→ DATASET RECORDS
━━━━━━━━━━━━━━━━
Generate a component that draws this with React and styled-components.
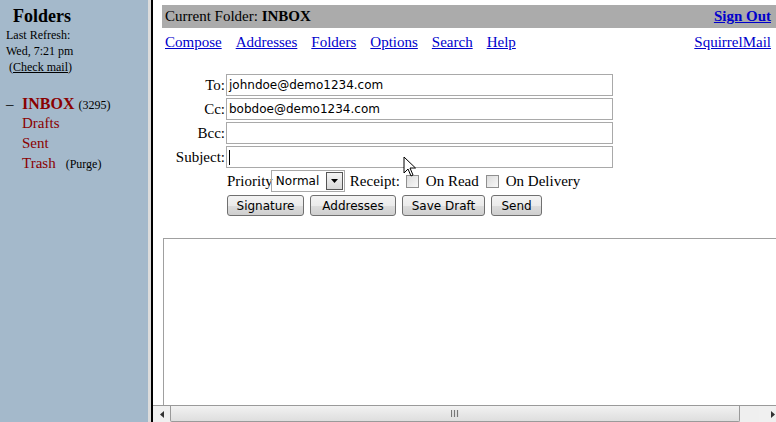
━━━━━━━━━━━━━━━━
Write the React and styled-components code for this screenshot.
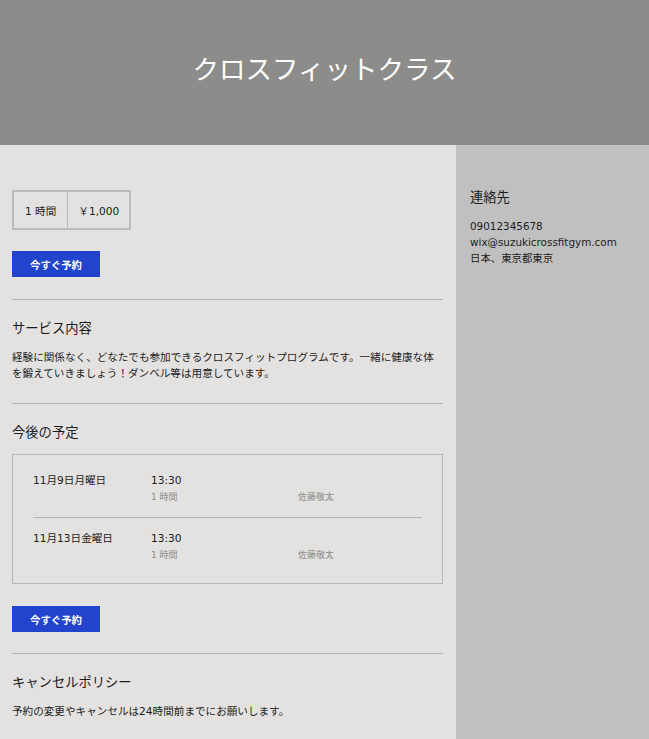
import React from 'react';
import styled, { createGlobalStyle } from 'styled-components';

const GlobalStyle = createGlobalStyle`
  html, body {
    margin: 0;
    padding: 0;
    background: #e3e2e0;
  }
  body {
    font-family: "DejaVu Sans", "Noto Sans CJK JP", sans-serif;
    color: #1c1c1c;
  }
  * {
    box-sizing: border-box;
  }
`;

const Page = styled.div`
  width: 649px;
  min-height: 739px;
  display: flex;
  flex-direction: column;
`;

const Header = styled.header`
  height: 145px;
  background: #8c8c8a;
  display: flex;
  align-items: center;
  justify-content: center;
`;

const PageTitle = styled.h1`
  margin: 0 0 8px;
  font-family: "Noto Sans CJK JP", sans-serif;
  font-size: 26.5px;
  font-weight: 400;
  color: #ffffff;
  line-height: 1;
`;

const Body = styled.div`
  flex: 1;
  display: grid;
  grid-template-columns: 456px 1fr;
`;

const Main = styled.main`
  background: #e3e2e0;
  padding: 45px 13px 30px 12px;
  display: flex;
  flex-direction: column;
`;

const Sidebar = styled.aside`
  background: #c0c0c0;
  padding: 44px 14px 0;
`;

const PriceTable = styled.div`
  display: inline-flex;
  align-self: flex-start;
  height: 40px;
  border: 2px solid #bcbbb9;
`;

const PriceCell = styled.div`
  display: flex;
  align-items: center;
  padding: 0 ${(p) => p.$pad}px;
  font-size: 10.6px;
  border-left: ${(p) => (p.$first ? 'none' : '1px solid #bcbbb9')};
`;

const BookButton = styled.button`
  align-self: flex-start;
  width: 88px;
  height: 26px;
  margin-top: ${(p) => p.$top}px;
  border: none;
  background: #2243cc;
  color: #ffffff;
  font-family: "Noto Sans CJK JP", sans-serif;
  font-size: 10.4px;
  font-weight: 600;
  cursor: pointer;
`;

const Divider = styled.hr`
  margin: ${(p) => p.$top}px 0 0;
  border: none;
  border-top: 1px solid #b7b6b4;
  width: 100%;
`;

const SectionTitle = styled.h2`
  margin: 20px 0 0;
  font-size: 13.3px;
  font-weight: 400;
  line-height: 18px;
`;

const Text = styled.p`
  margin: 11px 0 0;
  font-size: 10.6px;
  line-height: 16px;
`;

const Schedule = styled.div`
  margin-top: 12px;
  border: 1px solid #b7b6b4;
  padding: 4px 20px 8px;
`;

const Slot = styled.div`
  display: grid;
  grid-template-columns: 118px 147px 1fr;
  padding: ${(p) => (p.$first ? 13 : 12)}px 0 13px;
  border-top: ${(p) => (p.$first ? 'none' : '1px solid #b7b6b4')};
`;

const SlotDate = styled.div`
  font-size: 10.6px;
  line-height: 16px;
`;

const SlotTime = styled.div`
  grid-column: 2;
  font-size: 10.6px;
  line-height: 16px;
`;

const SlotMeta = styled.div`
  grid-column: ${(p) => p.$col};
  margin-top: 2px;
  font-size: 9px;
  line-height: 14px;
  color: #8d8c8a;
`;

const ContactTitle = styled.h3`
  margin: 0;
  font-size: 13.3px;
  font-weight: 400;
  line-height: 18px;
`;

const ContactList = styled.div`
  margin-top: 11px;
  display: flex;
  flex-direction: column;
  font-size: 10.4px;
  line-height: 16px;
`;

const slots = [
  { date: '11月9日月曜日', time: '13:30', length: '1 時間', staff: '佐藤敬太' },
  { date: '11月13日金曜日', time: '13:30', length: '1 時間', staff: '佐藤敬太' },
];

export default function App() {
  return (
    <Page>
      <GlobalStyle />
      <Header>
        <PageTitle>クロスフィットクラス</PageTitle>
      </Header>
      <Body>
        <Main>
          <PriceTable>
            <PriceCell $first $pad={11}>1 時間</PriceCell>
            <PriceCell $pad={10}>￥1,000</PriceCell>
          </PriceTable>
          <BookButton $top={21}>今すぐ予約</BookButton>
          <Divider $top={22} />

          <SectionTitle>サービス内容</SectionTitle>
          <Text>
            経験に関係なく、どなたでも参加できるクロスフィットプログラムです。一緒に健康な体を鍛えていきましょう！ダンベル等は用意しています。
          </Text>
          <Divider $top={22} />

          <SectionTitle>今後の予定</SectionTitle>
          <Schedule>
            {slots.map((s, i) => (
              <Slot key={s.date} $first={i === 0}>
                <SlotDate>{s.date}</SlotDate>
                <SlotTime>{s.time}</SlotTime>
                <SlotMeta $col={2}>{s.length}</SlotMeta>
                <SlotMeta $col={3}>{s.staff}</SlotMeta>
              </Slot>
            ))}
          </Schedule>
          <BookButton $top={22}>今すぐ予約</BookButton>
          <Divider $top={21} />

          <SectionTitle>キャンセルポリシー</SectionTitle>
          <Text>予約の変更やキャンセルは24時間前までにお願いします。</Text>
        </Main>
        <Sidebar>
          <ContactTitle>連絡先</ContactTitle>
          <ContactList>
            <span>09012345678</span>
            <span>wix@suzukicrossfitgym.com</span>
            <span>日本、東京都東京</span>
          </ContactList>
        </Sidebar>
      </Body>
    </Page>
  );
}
━━━━━━━━━━━━━━━━
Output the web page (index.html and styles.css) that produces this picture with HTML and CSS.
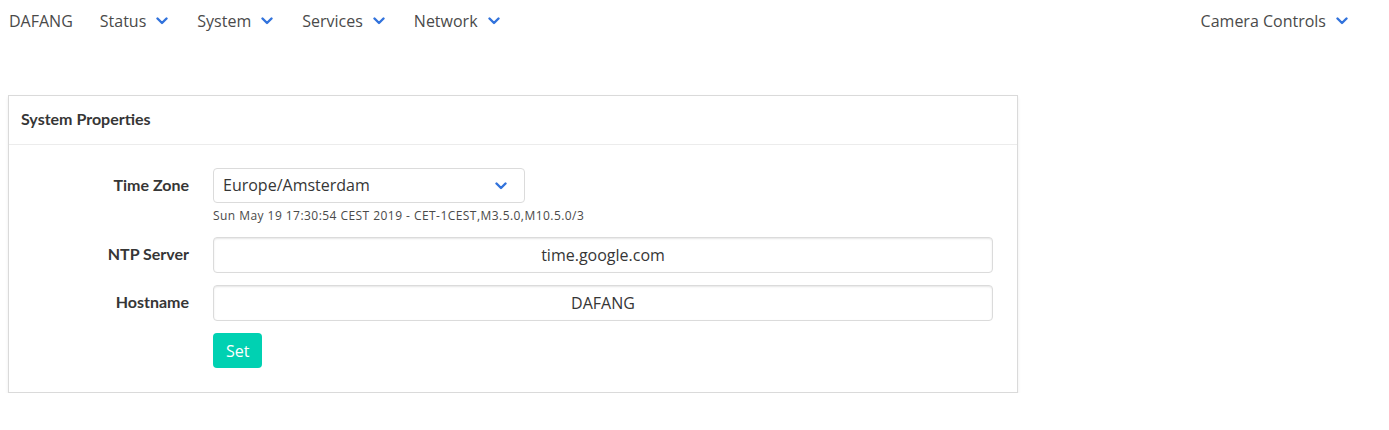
━━━━━━━━━━━━━━━━
→ INSTRUCTIONS TO FOLLOW
Go through the listing above and locate each line that holds the word "this". Copy those lines.

→ TASK OUTPUT
Generate a component that draws this with React and styled-components.
Write the React and styled-components code for this screenshot.
Output the web page (index.html and styles.css) that produces this picture with HTML and CSS.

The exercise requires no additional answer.